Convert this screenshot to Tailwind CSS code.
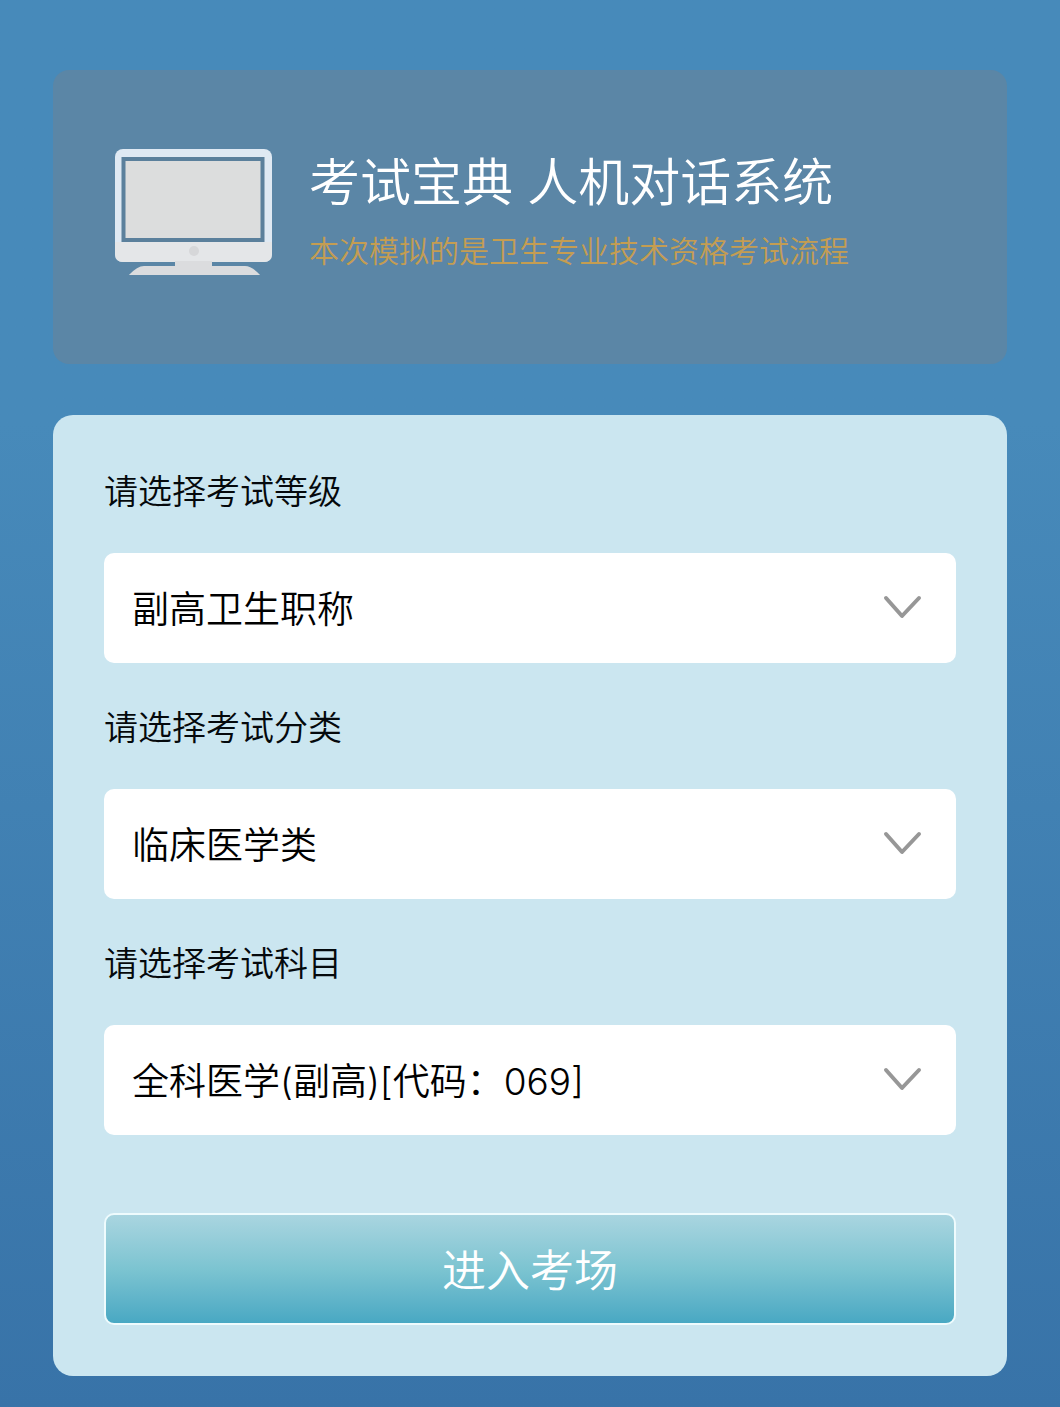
<!DOCTYPE html>
<html lang="zh-CN">
<head>
    <meta charset="UTF-8">
    <meta name="viewport" content="width=device-width, initial-scale=1.0">
    <title>考试宝典 人机对话系统</title>
    <script src="https://cdn.jsdelivr.net/npm/@tailwindcss/browser@4"></script>
</head>
<body class="min-h-screen bg-linear-to-b from-[#478aba] from-30% to-[#3873a8] px-[5%] pt-[70px] pb-8 font-[Inter,'Noto_Sans_CJK_SC',sans-serif] font-[350]">
<header class="flex items-start gap-9 rounded-2xl bg-[#5b86a6] pt-[79px] pr-8 pb-[89px] pl-[62px]">
    <svg class="h-[126px] w-[158px] shrink-0" viewBox="0 0 158 126" aria-hidden="true">
        <path d="M29 117H130Q137 117 146 127H13Q22 117 29 117Z" fill="#dbdcde"/>
        <rect x="0" y="0" width="157" height="113" rx="8" fill="#dfe9f3"/>
        <path d="M0 93H157V105Q157 113 149 113H8Q0 113 0 105Z" fill="#e4e6e8"/>
        <rect x="60" y="112" width="37" height="9" fill="#dbdcde"/>
        <rect x="8.500" y="10" width="139" height="81" fill="#dcdddd" stroke="#5b809c" stroke-width="4"/>
        <circle cx="79" cy="102" r="5" fill="#d6d7d9"/>
    </svg>
    <div>
        <h1 class="text-[51px] leading-[68px] text-white">考试宝典 人机对话系统</h1>
        <p class="mt-[14px] text-[30px] leading-10 text-[#c49d52]">本次模拟的是卫生专业技术资格考试流程</p>
    </div>
</header>

<form class="mt-[51px] rounded-[20px] bg-[#cbe6f0] px-[51px] pt-[52px] pb-[51px]">
    <div>
        <label for="level" class="block text-[34px] leading-[50px] text-[#05090c]">请选择考试等级</label>
        <div class="relative mt-9">
            <select id="level" class="block h-[110px] w-full appearance-none rounded-[10px] bg-white pt-1 pr-24 pl-7 text-[37px] text-black">
                <option>副高卫生职称</option>
            </select>
            <svg class="pointer-events-none absolute top-[42px] right-[34px] h-6 w-10" viewBox="0 0 40 24" fill="none" stroke="#979797" stroke-width="4" stroke-linecap="round" stroke-linejoin="round" aria-hidden="true"><path d="M4 3L20 21L37 3"/></svg>
        </div>
    </div>
    <div class="mt-10">
        <label for="category" class="block text-[34px] leading-[50px] text-[#05090c]">请选择考试分类</label>
        <div class="relative mt-9">
            <select id="category" class="block h-[110px] w-full appearance-none rounded-[10px] bg-white pt-1 pr-24 pl-7 text-[37px] text-black">
                <option>临床医学类</option>
            </select>
            <svg class="pointer-events-none absolute top-[42px] right-[34px] h-6 w-10" viewBox="0 0 40 24" fill="none" stroke="#979797" stroke-width="4" stroke-linecap="round" stroke-linejoin="round" aria-hidden="true"><path d="M4 3L20 21L37 3"/></svg>
        </div>
    </div>
    <div class="mt-10">
        <label for="subject" class="block text-[34px] leading-[50px] text-[#05090c]">请选择考试科目</label>
        <div class="relative mt-9">
            <select id="subject" class="block h-[110px] w-full appearance-none rounded-[10px] bg-white pt-1 pr-24 pl-7 text-[37px] text-black">
                <option>全科医学(副高)[代码：069]</option>
            </select>
            <svg class="pointer-events-none absolute top-[42px] right-[34px] h-6 w-10" viewBox="0 0 40 24" fill="none" stroke="#979797" stroke-width="4" stroke-linecap="round" stroke-linejoin="round" aria-hidden="true"><path d="M4 3L20 21L37 3"/></svg>
        </div>
    </div>
    <button type="button" class="mt-[78px] block h-28 w-full rounded-[10px] border-2 border-[#eefbfd] bg-linear-to-b from-[#a9d5e0] via-[#7cc4d1] via-50% to-[#48a8c3] pt-1 text-[44px] text-white">进入考场</button>
</form>
</body>
</html>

+--

### Aim
Copy the whole listing above word for word but do not carry over the pictures.

### Task answer
Convert this screenshot to Tailwind CSS code.
<!DOCTYPE html>
<html lang="zh-CN">
<head>
    <meta charset="UTF-8">
    <meta name="viewport" content="width=device-width, initial-scale=1.0">
    <title>考试宝典 人机对话系统</title>
    <script src="https://cdn.jsdelivr.net/npm/@tailwindcss/browser@4"></script>
</head>
<body class="min-h-screen bg-linear-to-b from-[#478aba] from-30% to-[#3873a8] px-[5%] pt-[70px] pb-8 font-[Inter,'Noto_Sans_CJK_SC',sans-serif] font-[350]">
<header class="flex items-start gap-9 rounded-2xl bg-[#5b86a6] pt-[79px] pr-8 pb-[89px] pl-[62px]">
    <svg class="h-[126px] w-[158px] shrink-0" viewBox="0 0 158 126" aria-hidden="true">
        <path d="M29 117H130Q137 117 146 127H13Q22 117 29 117Z" fill="#dbdcde"/>
        <rect x="0" y="0" width="157" height="113" rx="8" fill="#dfe9f3"/>
        <path d="M0 93H157V105Q157 113 149 113H8Q0 113 0 105Z" fill="#e4e6e8"/>
        <rect x="60" y="112" width="37" height="9" fill="#dbdcde"/>
        <rect x="8.500" y="10" width="139" height="81" fill="#dcdddd" stroke="#5b809c" stroke-width="4"/>
        <circle cx="79" cy="102" r="5" fill="#d6d7d9"/>
    </svg>
    <div>
        <h1 class="text-[51px] leading-[68px] text-white">考试宝典 人机对话系统</h1>
        <p class="mt-[14px] text-[30px] leading-10 text-[#c49d52]">本次模拟的是卫生专业技术资格考试流程</p>
    </div>
</header>

<form class="mt-[51px] rounded-[20px] bg-[#cbe6f0] px-[51px] pt-[52px] pb-[51px]">
    <div>
        <label for="level" class="block text-[34px] leading-[50px] text-[#05090c]">请选择考试等级</label>
        <div class="relative mt-9">
            <select id="level" class="block h-[110px] w-full appearance-none rounded-[10px] bg-white pt-1 pr-24 pl-7 text-[37px] text-black">
                <option>副高卫生职称</option>
            </select>
            <svg class="pointer-events-none absolute top-[42px] right-[34px] h-6 w-10" viewBox="0 0 40 24" fill="none" stroke="#979797" stroke-width="4" stroke-linecap="round" stroke-linejoin="round" aria-hidden="true"><path d="M4 3L20 21L37 3"/></svg>
        </div>
    </div>
    <div class="mt-10">
        <label for="category" class="block text-[34px] leading-[50px] text-[#05090c]">请选择考试分类</label>
        <div class="relative mt-9">
            <select id="category" class="block h-[110px] w-full appearance-none rounded-[10px] bg-white pt-1 pr-24 pl-7 text-[37px] text-black">
                <option>临床医学类</option>
            </select>
            <svg class="pointer-events-none absolute top-[42px] right-[34px] h-6 w-10" viewBox="0 0 40 24" fill="none" stroke="#979797" stroke-width="4" stroke-linecap="round" stroke-linejoin="round" aria-hidden="true"><path d="M4 3L20 21L37 3"/></svg>
        </div>
    </div>
    <div class="mt-10">
        <label for="subject" class="block text-[34px] leading-[50px] text-[#05090c]">请选择考试科目</label>
        <div class="relative mt-9">
            <select id="subject" class="block h-[110px] w-full appearance-none rounded-[10px] bg-white pt-1 pr-24 pl-7 text-[37px] text-black">
                <option>全科医学(副高)[代码：069]</option>
            </select>
            <svg class="pointer-events-none absolute top-[42px] right-[34px] h-6 w-10" viewBox="0 0 40 24" fill="none" stroke="#979797" stroke-width="4" stroke-linecap="round" stroke-linejoin="round" aria-hidden="true"><path d="M4 3L20 21L37 3"/></svg>
        </div>
    </div>
    <button type="button" class="mt-[78px] block h-28 w-full rounded-[10px] border-2 border-[#eefbfd] bg-linear-to-b from-[#a9d5e0] via-[#7cc4d1] via-50% to-[#48a8c3] pt-1 text-[44px] text-white">进入考场</button>
</form>
</body>
</html>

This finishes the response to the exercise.